■ Requirement ■
Look below. Copy each line that has "styles" in it.
++++ Data supplied
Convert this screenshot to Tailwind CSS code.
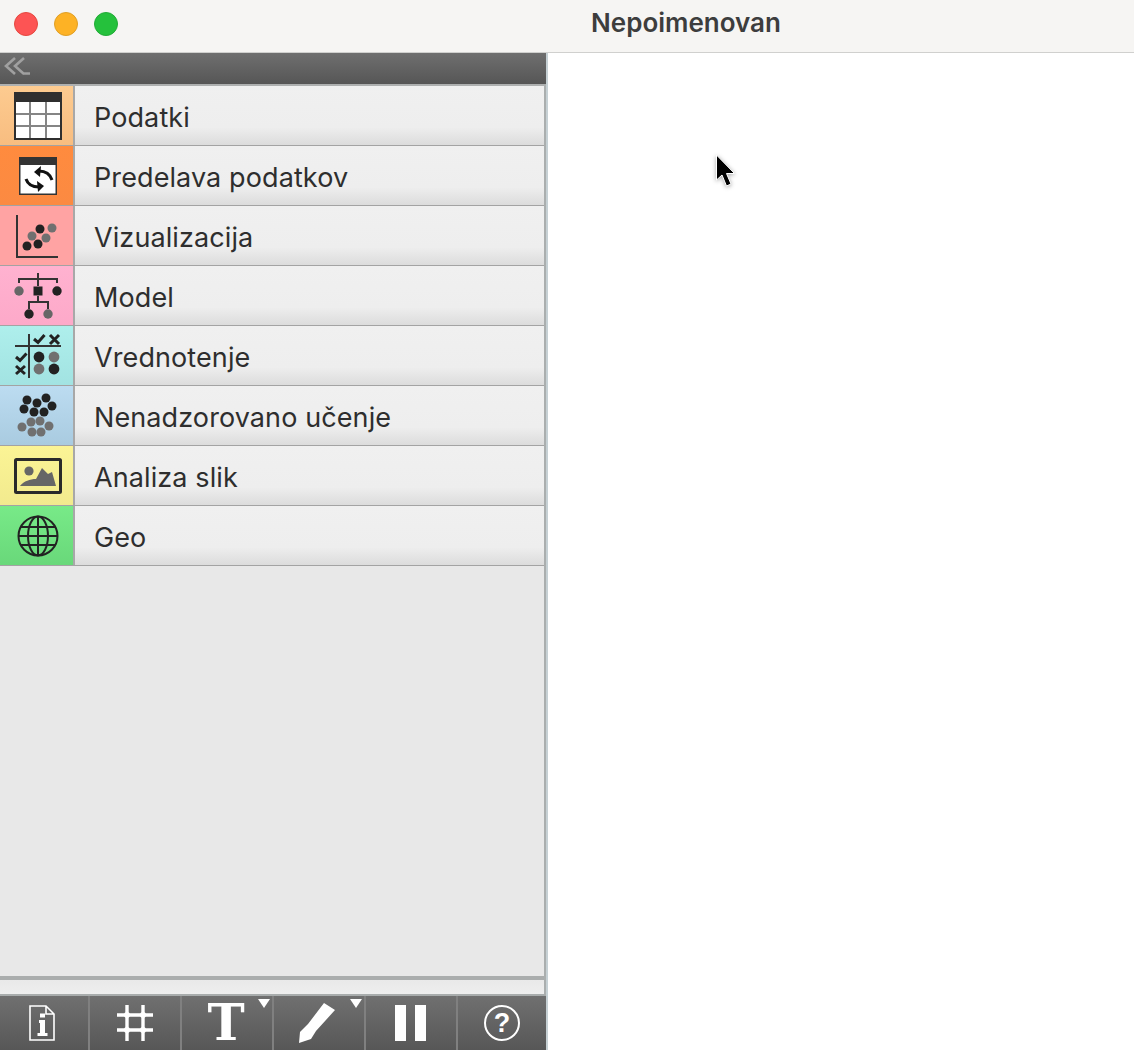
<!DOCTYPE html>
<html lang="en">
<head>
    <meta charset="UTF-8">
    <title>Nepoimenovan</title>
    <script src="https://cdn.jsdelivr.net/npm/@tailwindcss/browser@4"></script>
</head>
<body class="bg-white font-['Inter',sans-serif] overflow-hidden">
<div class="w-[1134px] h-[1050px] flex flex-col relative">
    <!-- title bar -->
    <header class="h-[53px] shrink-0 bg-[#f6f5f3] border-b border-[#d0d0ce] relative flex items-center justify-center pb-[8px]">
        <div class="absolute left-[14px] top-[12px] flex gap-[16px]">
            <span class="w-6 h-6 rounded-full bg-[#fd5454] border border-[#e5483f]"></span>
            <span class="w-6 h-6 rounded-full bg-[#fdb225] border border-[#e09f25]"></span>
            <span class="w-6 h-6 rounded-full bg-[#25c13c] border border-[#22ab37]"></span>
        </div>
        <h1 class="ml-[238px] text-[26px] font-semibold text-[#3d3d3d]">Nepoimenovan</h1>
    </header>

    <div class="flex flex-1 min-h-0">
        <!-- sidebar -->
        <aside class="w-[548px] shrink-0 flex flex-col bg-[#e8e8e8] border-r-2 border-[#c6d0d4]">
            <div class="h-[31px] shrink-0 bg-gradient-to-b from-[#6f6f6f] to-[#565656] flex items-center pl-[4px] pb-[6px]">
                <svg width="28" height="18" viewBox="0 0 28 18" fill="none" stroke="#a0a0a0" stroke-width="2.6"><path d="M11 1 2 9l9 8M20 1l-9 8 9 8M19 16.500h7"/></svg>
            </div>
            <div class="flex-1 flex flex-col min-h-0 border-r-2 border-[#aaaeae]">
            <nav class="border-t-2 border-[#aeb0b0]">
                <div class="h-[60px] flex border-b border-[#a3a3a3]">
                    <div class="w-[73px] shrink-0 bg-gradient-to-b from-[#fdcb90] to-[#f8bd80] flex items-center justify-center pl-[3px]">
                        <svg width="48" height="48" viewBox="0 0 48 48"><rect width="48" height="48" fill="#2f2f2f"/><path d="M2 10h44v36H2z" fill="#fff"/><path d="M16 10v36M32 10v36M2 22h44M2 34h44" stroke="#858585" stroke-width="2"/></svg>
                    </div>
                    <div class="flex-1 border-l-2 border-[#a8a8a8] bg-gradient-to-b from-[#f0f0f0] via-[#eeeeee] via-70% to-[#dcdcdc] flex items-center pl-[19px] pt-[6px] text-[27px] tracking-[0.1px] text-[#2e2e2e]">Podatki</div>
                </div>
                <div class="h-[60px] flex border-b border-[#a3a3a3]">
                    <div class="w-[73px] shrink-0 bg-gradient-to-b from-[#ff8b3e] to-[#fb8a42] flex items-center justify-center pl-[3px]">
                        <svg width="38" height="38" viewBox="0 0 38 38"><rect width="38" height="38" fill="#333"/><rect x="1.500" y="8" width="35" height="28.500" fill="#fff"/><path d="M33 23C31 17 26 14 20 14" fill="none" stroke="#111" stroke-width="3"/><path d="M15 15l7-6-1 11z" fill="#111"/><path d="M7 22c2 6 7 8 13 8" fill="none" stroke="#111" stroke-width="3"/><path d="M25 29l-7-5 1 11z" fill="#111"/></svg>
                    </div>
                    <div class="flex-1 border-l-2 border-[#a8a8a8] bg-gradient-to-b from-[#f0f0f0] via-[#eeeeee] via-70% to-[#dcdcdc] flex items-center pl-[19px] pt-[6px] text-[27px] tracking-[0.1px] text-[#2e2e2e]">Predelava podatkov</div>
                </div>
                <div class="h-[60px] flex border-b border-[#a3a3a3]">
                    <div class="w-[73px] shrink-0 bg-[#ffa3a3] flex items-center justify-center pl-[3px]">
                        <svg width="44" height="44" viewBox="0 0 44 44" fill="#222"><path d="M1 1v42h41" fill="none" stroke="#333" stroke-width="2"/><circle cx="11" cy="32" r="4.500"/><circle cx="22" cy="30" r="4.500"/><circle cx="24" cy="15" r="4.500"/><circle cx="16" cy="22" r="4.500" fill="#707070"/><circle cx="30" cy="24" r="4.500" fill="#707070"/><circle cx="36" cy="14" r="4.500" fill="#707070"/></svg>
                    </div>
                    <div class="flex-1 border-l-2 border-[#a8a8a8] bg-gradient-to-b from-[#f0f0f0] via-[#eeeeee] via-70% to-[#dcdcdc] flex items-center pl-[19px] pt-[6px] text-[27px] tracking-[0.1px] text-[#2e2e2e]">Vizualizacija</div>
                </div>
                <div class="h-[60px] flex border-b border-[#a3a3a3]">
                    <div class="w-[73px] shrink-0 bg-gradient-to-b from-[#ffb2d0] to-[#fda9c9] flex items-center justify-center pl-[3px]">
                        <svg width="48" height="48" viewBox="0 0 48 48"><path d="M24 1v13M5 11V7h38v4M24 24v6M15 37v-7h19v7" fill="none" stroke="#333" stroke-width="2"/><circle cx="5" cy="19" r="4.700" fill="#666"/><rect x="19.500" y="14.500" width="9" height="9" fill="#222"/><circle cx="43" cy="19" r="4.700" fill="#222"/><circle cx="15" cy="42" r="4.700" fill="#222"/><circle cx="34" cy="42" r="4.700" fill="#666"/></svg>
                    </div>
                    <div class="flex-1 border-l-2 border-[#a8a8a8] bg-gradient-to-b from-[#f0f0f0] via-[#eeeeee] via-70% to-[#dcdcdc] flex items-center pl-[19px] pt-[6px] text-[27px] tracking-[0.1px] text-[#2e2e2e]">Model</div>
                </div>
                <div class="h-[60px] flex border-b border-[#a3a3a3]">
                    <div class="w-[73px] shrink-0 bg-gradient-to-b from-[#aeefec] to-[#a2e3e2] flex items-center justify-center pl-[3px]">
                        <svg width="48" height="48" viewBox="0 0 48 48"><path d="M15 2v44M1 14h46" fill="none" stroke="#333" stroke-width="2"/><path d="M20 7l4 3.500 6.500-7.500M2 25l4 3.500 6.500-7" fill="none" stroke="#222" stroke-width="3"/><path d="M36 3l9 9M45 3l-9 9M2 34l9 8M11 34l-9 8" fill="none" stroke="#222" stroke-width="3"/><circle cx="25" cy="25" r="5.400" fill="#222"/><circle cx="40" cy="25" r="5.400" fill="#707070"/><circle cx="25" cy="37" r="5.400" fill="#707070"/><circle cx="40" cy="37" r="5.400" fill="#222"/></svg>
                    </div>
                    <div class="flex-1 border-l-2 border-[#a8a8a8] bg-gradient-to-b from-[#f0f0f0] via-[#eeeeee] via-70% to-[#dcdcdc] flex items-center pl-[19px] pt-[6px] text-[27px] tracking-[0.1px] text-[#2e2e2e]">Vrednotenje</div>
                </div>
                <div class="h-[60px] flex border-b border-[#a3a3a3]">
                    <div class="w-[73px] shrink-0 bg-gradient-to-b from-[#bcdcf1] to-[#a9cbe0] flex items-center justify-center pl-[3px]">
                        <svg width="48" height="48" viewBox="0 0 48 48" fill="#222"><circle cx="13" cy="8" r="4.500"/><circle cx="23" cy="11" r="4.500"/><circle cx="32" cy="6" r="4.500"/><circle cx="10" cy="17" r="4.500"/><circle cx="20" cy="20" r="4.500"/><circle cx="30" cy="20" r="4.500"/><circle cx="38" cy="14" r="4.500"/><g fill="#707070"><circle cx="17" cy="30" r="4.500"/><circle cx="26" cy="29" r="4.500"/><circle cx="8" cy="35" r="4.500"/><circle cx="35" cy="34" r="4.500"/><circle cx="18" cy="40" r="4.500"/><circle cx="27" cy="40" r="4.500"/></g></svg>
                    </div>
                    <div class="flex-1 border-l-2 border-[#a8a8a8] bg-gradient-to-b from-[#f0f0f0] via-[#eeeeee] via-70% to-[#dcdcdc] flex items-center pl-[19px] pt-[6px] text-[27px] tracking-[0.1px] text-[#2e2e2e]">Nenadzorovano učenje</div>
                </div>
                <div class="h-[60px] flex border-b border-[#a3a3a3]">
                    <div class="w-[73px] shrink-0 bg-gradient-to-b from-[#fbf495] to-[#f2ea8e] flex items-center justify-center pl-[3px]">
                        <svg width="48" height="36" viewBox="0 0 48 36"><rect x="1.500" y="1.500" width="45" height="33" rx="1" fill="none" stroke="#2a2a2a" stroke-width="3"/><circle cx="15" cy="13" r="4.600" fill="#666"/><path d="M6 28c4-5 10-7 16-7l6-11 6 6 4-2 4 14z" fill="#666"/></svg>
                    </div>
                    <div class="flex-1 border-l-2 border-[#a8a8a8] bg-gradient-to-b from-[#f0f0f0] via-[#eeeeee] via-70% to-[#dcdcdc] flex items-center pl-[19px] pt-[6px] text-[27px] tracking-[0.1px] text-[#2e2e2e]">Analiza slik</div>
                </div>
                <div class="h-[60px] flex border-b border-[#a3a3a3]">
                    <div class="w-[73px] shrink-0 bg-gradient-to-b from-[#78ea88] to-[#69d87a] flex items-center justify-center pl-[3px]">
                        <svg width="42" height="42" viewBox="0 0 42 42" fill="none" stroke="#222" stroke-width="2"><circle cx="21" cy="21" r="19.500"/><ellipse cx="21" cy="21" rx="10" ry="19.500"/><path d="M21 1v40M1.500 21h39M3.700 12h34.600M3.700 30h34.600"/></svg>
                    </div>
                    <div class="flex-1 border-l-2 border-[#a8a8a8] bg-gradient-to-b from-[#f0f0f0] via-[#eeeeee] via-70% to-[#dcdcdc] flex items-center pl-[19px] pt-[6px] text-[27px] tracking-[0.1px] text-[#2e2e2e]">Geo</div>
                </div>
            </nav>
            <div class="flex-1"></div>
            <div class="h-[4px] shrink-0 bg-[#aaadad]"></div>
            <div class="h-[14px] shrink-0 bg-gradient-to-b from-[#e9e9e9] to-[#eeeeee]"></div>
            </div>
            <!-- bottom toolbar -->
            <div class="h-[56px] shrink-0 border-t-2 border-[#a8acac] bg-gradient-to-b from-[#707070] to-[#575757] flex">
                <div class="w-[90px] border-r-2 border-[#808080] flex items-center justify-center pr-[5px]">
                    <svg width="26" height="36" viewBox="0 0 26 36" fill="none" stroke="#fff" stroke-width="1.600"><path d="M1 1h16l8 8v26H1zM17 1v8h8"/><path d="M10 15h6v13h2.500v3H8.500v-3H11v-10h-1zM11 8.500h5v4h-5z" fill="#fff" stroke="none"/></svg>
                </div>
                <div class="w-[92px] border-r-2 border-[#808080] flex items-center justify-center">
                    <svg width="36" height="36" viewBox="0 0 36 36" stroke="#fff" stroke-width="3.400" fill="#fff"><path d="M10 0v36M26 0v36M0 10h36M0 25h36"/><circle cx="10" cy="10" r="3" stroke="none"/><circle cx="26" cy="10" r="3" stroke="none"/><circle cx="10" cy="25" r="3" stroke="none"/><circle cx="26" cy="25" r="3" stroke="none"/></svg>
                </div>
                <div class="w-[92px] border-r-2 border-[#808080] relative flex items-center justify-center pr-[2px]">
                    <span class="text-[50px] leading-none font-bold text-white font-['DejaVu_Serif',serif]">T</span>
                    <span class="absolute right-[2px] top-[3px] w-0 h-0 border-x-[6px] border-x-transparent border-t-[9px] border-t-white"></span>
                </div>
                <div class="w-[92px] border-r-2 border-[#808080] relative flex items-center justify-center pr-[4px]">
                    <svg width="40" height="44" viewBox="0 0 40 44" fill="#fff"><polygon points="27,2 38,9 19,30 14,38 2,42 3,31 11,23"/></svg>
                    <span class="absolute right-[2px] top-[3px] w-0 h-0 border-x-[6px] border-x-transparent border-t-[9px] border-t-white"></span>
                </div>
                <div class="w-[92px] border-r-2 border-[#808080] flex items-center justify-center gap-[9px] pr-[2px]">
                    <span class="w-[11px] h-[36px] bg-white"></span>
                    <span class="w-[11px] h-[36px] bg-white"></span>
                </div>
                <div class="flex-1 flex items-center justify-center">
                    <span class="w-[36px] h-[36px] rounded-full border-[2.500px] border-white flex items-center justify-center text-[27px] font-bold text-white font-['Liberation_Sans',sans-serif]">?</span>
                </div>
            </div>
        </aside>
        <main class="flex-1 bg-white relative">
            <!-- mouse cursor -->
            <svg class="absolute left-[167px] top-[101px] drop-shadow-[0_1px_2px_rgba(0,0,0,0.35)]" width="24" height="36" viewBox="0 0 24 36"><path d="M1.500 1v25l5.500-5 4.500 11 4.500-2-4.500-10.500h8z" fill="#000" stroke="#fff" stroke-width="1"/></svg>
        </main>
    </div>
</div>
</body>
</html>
++++++++
++++ Data supplied
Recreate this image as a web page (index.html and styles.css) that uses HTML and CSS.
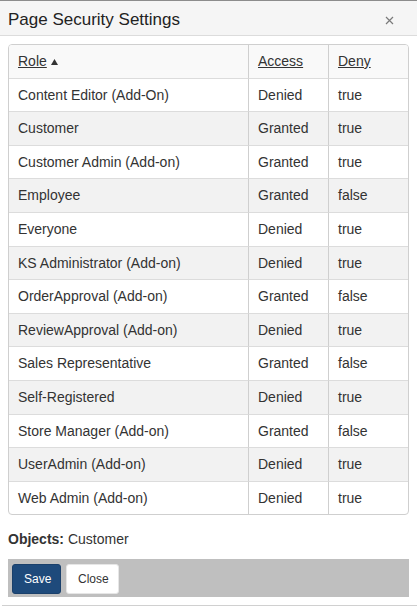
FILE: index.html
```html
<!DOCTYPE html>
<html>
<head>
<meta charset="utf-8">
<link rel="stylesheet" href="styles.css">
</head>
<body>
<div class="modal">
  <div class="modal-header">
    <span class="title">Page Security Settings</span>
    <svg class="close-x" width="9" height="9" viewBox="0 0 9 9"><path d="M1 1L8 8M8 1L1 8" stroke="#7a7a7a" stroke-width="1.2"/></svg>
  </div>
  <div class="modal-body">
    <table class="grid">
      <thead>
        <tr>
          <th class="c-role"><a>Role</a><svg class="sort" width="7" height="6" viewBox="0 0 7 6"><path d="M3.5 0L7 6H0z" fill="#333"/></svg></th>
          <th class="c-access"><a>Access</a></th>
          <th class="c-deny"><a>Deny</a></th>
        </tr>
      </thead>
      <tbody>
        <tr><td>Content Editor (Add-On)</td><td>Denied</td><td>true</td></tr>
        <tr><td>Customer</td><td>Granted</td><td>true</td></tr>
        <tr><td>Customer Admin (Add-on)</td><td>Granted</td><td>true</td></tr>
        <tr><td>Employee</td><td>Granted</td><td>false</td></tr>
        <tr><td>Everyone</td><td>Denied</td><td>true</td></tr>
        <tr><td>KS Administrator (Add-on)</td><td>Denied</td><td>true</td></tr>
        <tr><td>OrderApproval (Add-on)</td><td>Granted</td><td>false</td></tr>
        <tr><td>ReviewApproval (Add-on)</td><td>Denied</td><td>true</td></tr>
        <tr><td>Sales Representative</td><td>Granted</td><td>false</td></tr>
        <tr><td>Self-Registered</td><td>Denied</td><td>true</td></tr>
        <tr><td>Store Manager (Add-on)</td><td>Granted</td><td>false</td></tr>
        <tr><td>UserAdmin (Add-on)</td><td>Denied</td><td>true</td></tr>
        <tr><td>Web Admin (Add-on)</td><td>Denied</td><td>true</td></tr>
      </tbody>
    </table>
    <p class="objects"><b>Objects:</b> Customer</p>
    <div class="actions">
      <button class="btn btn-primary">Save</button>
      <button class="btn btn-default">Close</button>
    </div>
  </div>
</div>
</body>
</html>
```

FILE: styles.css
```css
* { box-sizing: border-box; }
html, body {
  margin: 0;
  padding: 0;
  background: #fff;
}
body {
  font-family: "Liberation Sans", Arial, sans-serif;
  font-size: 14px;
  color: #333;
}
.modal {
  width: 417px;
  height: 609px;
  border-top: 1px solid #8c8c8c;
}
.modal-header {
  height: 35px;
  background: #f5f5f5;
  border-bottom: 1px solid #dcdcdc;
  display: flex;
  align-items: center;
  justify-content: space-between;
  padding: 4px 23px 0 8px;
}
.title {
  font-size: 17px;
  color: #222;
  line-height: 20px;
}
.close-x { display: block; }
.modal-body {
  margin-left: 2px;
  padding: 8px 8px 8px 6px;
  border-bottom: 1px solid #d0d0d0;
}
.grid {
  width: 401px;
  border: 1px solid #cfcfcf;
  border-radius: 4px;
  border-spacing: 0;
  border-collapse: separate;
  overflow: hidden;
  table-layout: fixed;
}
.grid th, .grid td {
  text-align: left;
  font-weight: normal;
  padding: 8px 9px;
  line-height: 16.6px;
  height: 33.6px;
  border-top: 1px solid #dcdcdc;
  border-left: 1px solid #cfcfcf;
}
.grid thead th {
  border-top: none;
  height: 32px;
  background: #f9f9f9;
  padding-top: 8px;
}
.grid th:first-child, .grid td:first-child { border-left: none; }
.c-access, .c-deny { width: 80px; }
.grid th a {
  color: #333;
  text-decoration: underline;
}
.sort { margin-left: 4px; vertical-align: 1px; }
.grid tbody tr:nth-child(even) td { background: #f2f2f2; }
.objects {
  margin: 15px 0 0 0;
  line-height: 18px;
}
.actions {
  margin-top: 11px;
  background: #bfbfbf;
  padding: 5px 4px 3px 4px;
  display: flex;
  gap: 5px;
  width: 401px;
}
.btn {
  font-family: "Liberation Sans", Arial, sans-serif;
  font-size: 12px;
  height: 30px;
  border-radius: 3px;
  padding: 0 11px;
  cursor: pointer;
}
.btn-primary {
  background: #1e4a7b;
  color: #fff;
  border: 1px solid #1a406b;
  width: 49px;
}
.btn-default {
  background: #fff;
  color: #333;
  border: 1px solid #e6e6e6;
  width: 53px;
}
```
++++++++
■ Problem solution ■
Recreate this image as a web page (index.html and styles.css) that uses HTML and CSS.
<link rel="stylesheet" href="styles.css">
FILE: styles.css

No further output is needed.